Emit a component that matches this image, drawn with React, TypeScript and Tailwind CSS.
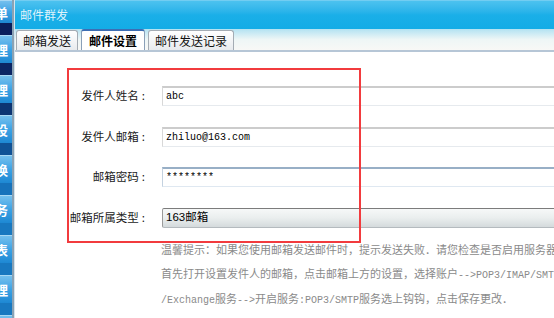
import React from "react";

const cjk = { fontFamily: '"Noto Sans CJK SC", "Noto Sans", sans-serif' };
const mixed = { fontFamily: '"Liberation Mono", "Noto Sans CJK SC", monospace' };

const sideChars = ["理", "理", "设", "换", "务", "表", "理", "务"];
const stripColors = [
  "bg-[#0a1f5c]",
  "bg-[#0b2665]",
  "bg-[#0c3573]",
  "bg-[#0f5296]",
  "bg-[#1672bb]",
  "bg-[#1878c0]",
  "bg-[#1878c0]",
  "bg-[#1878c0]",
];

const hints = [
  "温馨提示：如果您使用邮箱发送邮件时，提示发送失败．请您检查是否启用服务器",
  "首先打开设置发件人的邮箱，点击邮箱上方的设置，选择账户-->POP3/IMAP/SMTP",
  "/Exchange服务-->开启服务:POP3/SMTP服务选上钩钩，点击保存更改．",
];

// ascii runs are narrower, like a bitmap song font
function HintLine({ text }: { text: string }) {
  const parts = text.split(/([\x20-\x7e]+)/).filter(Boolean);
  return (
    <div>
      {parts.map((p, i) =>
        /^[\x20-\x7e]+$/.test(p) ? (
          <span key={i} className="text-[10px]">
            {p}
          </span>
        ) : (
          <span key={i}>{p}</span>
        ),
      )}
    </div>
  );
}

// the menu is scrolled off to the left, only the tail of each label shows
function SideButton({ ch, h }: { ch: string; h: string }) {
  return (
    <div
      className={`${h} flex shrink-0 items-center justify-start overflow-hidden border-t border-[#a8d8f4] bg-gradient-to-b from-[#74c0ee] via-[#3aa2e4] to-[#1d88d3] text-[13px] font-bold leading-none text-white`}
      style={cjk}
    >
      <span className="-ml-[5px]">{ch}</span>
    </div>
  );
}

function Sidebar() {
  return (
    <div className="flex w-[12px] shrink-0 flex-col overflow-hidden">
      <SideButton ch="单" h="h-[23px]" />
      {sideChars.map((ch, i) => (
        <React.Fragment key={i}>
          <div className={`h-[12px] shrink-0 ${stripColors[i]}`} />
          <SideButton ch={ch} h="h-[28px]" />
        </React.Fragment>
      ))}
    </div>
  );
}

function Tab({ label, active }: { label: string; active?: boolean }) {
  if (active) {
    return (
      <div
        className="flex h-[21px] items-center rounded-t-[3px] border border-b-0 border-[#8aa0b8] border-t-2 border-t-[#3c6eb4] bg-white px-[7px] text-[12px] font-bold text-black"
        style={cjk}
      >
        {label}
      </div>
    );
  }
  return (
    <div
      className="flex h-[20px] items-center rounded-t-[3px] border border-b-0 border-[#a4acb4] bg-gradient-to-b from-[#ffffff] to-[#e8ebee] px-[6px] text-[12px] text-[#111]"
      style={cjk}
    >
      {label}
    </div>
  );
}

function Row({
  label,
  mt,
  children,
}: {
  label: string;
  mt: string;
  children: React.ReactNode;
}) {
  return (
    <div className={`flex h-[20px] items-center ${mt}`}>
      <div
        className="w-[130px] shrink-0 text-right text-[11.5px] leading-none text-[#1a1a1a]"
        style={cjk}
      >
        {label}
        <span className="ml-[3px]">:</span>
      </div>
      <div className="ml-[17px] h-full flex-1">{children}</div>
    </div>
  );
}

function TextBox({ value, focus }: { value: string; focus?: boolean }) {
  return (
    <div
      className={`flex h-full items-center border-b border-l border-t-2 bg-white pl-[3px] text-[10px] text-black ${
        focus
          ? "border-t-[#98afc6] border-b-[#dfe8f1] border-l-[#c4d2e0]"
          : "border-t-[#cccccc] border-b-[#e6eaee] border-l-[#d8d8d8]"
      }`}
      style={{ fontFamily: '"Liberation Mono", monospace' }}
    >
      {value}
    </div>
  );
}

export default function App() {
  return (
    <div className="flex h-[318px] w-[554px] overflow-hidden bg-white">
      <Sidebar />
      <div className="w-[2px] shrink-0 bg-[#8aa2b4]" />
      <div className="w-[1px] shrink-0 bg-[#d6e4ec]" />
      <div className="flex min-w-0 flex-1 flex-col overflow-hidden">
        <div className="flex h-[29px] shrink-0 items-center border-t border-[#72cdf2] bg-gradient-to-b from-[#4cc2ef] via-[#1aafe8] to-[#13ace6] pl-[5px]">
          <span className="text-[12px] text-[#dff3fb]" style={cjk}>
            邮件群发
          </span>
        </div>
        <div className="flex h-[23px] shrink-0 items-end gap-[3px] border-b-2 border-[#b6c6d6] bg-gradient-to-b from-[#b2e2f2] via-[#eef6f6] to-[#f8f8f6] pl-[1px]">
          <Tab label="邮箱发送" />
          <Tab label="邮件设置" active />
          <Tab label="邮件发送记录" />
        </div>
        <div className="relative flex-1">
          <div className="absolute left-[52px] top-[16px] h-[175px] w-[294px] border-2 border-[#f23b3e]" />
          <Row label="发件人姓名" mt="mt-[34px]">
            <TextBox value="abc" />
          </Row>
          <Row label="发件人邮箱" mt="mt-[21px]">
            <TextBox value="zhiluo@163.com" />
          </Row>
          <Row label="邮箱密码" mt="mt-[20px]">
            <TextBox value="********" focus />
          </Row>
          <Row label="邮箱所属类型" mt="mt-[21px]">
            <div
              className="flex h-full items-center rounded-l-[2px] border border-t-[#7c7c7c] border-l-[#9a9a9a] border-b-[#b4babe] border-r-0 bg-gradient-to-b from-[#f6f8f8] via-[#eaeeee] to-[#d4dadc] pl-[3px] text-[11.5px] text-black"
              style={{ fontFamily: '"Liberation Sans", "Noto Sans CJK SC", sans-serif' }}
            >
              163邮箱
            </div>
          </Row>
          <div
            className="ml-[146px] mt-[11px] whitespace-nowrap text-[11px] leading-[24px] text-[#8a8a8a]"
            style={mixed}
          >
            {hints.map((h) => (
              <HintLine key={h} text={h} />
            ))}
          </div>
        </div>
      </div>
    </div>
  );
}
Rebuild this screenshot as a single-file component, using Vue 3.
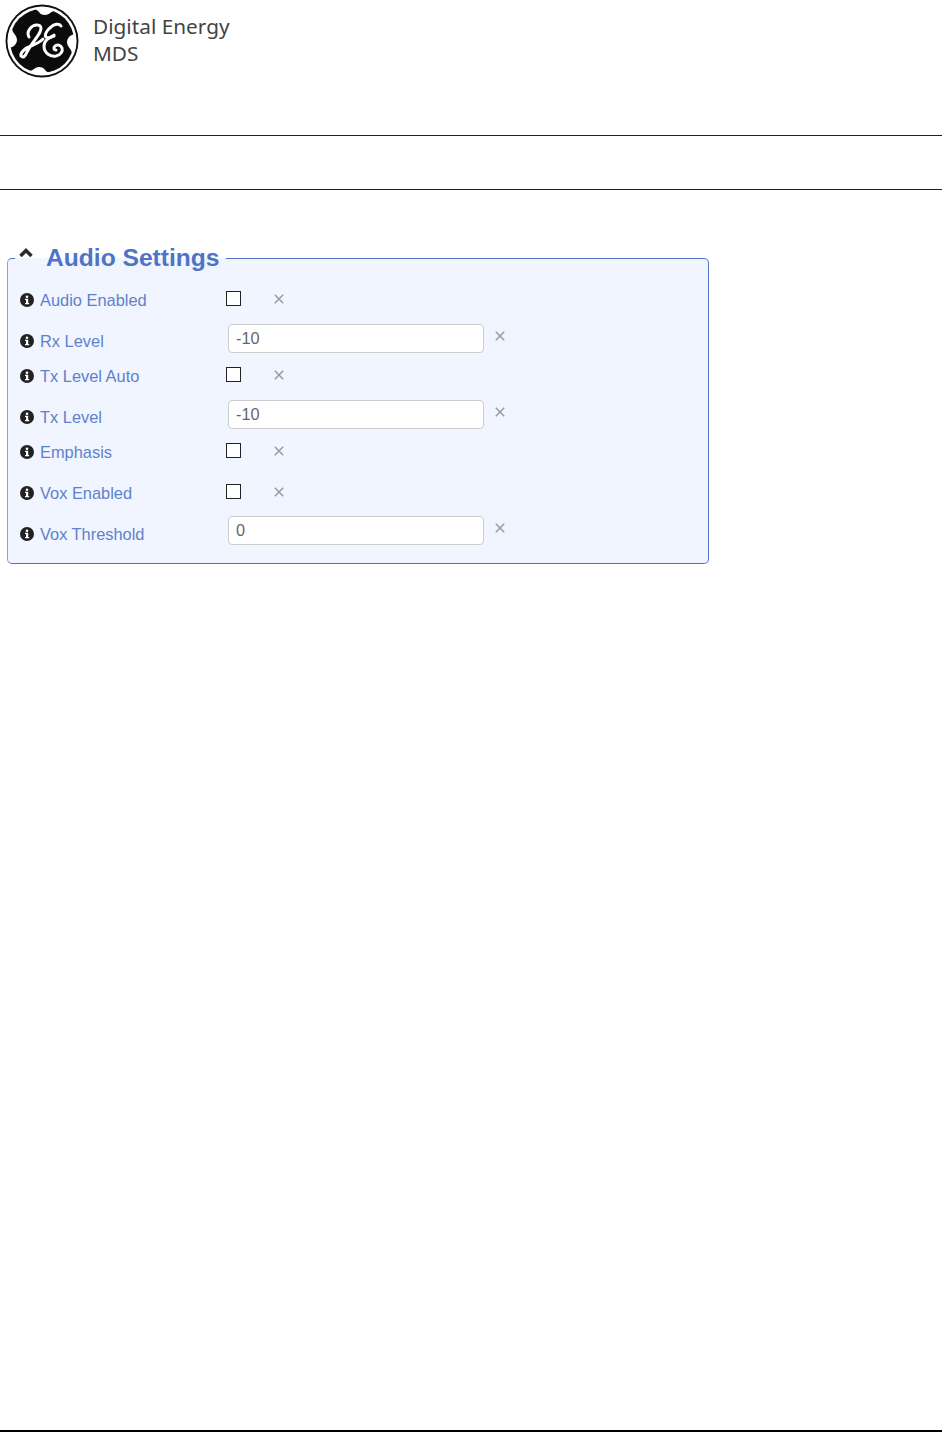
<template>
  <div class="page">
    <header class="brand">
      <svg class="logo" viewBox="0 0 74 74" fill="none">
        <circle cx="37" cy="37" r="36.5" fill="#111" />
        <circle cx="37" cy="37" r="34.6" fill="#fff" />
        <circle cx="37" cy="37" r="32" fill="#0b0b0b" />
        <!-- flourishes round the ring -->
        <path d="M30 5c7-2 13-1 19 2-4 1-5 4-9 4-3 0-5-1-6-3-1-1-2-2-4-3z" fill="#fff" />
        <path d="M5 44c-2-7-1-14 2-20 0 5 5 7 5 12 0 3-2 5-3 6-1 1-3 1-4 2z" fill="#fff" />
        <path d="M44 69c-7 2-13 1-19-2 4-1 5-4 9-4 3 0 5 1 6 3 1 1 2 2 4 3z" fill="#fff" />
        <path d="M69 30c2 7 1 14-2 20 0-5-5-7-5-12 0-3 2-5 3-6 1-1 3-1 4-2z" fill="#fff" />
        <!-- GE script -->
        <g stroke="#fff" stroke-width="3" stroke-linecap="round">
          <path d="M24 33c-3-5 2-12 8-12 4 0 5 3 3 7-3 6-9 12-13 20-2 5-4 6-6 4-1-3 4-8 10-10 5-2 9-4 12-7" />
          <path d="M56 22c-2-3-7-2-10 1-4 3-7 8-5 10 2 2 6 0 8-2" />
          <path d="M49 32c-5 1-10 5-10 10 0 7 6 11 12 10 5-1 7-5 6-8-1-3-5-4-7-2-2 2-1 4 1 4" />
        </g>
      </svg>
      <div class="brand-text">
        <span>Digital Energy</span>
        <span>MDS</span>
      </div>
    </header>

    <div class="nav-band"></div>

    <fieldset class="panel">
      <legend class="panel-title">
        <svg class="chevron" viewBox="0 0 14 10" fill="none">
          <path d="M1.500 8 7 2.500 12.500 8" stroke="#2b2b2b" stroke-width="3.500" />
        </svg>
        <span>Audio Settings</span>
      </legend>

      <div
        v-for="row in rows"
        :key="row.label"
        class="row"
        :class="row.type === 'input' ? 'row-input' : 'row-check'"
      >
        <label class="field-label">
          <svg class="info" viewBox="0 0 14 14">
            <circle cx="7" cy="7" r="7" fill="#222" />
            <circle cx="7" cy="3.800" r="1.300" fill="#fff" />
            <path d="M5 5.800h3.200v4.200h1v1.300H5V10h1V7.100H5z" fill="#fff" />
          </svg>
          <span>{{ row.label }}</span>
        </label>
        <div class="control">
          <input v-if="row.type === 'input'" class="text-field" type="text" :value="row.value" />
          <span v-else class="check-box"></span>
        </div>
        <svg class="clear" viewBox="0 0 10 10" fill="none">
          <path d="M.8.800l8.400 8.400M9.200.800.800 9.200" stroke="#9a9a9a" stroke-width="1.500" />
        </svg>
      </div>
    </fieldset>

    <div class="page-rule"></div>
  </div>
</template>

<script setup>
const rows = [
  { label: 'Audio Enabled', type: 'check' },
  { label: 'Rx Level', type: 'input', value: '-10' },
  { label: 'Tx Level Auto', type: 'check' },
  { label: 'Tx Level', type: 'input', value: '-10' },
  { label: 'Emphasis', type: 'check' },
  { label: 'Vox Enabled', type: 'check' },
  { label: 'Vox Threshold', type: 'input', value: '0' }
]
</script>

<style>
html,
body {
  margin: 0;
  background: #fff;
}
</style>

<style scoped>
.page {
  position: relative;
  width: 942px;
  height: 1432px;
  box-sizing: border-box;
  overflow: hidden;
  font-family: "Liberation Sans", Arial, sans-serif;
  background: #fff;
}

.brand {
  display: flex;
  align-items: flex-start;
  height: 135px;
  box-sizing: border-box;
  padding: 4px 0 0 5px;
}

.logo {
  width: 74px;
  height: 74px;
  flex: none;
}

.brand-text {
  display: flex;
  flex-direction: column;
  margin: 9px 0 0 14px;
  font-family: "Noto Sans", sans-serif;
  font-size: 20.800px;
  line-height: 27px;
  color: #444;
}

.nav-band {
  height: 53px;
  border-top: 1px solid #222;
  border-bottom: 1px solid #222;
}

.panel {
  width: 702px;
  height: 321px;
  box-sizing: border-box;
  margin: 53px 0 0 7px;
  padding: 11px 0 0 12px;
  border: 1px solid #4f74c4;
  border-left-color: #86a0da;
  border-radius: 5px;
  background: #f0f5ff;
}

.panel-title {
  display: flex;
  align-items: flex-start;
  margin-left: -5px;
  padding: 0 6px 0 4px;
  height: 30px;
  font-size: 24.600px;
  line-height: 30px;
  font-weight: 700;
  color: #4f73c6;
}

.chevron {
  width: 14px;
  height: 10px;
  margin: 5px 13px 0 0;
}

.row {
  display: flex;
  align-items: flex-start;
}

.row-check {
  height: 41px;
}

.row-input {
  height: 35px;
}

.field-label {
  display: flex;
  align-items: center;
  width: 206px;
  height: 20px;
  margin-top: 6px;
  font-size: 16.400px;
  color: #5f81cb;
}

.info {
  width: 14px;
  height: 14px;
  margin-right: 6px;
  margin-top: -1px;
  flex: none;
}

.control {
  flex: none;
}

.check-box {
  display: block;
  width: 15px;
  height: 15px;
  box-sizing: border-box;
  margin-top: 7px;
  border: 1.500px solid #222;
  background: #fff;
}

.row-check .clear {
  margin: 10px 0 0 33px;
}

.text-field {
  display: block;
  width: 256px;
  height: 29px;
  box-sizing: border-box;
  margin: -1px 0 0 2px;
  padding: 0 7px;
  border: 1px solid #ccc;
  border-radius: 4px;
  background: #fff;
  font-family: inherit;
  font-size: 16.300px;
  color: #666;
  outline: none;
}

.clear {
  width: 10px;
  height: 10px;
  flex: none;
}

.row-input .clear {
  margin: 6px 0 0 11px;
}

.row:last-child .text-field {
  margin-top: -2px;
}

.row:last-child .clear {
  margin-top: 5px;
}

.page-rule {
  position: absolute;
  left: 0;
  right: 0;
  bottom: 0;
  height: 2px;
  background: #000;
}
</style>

• _What needs to be done_:
In the data above, count the lines where the word "component" appears; reply with the number only.

• _Solved exercise_:
2